## START Data to process

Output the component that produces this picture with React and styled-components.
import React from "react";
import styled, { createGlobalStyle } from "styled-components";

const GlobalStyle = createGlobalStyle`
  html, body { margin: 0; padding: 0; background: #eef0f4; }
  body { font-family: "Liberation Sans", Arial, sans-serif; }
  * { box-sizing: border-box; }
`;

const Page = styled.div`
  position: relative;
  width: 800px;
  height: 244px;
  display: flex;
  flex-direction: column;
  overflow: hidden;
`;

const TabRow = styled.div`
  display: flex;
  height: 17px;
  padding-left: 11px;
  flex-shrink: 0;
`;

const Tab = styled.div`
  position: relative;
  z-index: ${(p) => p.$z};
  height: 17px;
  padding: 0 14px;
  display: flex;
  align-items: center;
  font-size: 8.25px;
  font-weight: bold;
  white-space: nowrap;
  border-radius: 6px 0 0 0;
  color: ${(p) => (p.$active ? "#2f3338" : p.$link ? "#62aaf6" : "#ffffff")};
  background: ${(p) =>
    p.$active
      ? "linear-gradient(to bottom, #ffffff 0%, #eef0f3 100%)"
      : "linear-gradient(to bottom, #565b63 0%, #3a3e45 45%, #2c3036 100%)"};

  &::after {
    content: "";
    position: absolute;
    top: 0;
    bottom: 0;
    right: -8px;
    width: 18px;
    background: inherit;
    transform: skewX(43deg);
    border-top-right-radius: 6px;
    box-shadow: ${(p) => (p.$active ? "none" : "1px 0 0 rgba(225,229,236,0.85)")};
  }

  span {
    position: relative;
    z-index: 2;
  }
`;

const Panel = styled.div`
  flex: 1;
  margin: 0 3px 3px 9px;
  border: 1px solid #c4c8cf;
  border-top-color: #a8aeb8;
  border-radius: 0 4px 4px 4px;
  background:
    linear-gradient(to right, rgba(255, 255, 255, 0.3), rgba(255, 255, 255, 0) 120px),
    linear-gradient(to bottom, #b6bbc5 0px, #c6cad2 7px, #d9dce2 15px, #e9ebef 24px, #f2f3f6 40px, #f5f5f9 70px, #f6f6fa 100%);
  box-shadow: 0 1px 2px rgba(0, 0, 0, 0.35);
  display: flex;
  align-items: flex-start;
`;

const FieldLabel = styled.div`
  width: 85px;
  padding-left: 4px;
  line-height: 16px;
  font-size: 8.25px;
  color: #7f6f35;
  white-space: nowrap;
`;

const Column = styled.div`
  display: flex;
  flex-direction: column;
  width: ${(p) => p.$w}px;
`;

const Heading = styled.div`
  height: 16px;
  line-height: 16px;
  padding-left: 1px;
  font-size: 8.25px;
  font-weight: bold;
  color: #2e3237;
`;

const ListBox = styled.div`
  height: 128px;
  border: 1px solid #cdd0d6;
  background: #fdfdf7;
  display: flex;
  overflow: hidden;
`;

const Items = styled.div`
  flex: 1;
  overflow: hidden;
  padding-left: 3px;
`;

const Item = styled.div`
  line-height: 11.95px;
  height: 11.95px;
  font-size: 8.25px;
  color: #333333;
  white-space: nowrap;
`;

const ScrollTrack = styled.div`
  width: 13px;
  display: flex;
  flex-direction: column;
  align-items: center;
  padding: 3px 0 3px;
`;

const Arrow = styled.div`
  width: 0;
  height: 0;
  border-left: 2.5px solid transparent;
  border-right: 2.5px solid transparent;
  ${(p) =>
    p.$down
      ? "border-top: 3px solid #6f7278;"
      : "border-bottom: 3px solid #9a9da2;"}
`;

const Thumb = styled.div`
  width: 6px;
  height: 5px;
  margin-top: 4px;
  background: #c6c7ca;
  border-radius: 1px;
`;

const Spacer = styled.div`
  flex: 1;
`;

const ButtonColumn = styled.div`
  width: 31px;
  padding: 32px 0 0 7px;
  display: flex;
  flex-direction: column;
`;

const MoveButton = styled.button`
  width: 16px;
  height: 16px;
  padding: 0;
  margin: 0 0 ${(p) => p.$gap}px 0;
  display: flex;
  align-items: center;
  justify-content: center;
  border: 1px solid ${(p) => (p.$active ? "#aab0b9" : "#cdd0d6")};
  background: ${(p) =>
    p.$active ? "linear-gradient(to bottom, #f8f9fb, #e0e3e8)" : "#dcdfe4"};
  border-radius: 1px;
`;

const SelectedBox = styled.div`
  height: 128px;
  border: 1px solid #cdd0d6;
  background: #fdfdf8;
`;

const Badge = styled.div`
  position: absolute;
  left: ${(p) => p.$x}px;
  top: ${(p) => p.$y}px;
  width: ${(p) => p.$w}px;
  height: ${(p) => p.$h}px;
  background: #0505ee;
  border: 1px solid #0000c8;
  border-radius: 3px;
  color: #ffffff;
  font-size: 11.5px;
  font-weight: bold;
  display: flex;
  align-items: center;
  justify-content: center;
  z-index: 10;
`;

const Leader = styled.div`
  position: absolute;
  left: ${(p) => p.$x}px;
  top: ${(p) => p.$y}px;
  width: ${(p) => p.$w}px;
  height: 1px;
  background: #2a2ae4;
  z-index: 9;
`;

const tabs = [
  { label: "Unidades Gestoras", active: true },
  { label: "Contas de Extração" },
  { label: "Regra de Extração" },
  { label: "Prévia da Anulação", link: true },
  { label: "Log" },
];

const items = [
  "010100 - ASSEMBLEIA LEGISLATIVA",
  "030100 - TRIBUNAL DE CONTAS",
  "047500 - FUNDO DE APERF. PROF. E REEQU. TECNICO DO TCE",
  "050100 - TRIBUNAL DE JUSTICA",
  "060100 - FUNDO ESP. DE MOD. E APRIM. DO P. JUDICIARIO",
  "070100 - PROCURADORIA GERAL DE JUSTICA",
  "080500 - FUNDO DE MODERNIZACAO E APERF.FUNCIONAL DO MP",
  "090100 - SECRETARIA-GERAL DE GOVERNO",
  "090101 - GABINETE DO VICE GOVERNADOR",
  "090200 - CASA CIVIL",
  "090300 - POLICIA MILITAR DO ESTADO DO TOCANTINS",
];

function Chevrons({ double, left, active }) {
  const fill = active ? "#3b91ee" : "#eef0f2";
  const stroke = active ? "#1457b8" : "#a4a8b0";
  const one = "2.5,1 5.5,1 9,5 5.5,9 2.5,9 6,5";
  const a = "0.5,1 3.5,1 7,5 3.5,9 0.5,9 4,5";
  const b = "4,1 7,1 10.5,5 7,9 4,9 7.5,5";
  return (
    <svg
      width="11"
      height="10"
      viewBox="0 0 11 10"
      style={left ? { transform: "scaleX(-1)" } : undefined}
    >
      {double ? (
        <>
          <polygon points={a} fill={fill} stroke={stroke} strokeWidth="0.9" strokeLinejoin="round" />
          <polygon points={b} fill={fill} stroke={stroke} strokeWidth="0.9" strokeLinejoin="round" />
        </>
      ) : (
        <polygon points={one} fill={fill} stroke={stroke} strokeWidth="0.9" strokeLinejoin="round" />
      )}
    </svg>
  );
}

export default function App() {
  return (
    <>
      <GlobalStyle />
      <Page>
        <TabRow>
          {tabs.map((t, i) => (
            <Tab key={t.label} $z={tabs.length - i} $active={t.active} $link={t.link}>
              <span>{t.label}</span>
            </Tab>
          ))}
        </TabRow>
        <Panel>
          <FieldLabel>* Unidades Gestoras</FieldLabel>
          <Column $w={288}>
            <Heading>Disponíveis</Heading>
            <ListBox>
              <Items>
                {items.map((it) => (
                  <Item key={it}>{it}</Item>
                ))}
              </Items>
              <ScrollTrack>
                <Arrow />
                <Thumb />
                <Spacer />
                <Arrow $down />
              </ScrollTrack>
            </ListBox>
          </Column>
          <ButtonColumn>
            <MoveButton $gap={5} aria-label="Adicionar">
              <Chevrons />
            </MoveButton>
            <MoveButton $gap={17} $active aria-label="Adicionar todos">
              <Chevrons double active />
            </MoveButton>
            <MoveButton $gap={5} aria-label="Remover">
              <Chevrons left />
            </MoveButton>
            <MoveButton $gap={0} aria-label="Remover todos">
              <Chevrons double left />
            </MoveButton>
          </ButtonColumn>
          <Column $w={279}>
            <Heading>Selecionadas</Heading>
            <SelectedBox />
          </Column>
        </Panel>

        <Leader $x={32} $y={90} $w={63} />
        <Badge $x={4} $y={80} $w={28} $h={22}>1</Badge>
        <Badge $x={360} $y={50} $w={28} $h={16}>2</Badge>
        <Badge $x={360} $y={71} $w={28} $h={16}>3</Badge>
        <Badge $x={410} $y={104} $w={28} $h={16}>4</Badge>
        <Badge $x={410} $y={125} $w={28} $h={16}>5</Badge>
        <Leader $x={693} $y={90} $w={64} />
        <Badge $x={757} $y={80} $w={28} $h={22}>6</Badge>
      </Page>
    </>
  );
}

## END Data to process
## START Data to process

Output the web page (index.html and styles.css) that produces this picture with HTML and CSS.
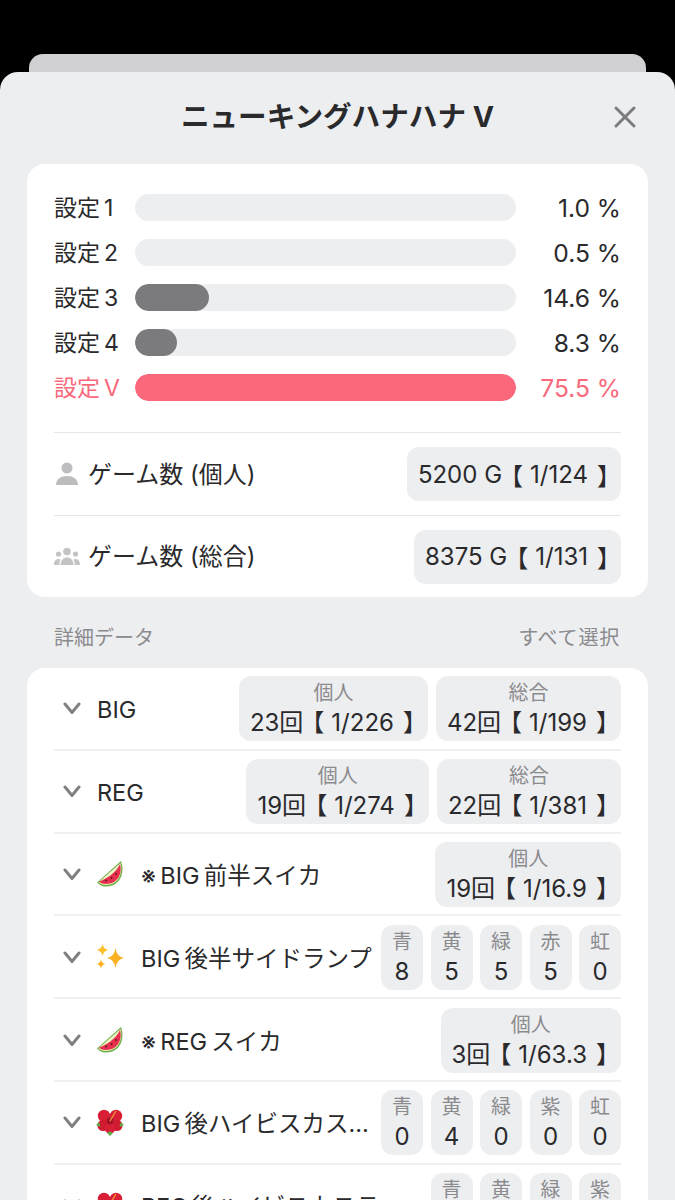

## END Data to process

Beginning with the line that contains "Output the component" and ending with the line that contains "#565b63 0%, #3a3e45", repeat exactly those lines and no others.

→ Solution for this task
Output the component that produces this picture with React and styled-components.
import React from "react";
import styled, { createGlobalStyle } from "styled-components";

const GlobalStyle = createGlobalStyle`
  html, body { margin: 0; padding: 0; background: #eef0f4; }
  body { font-family: "Liberation Sans", Arial, sans-serif; }
  * { box-sizing: border-box; }
`;

const Page = styled.div`
  position: relative;
  width: 800px;
  height: 244px;
  display: flex;
  flex-direction: column;
  overflow: hidden;
`;

const TabRow = styled.div`
  display: flex;
  height: 17px;
  padding-left: 11px;
  flex-shrink: 0;
`;

const Tab = styled.div`
  position: relative;
  z-index: ${(p) => p.$z};
  height: 17px;
  padding: 0 14px;
  display: flex;
  align-items: center;
  font-size: 8.25px;
  font-weight: bold;
  white-space: nowrap;
  border-radius: 6px 0 0 0;
  color: ${(p) => (p.$active ? "#2f3338" : p.$link ? "#62aaf6" : "#ffffff")};
  background: ${(p) =>
    p.$active
      ? "linear-gradient(to bottom, #ffffff 0%, #eef0f3 100%)"
      : "linear-gradient(to bottom, #565b63 0%, #3a3e45 45%, #2c3036 100%)"};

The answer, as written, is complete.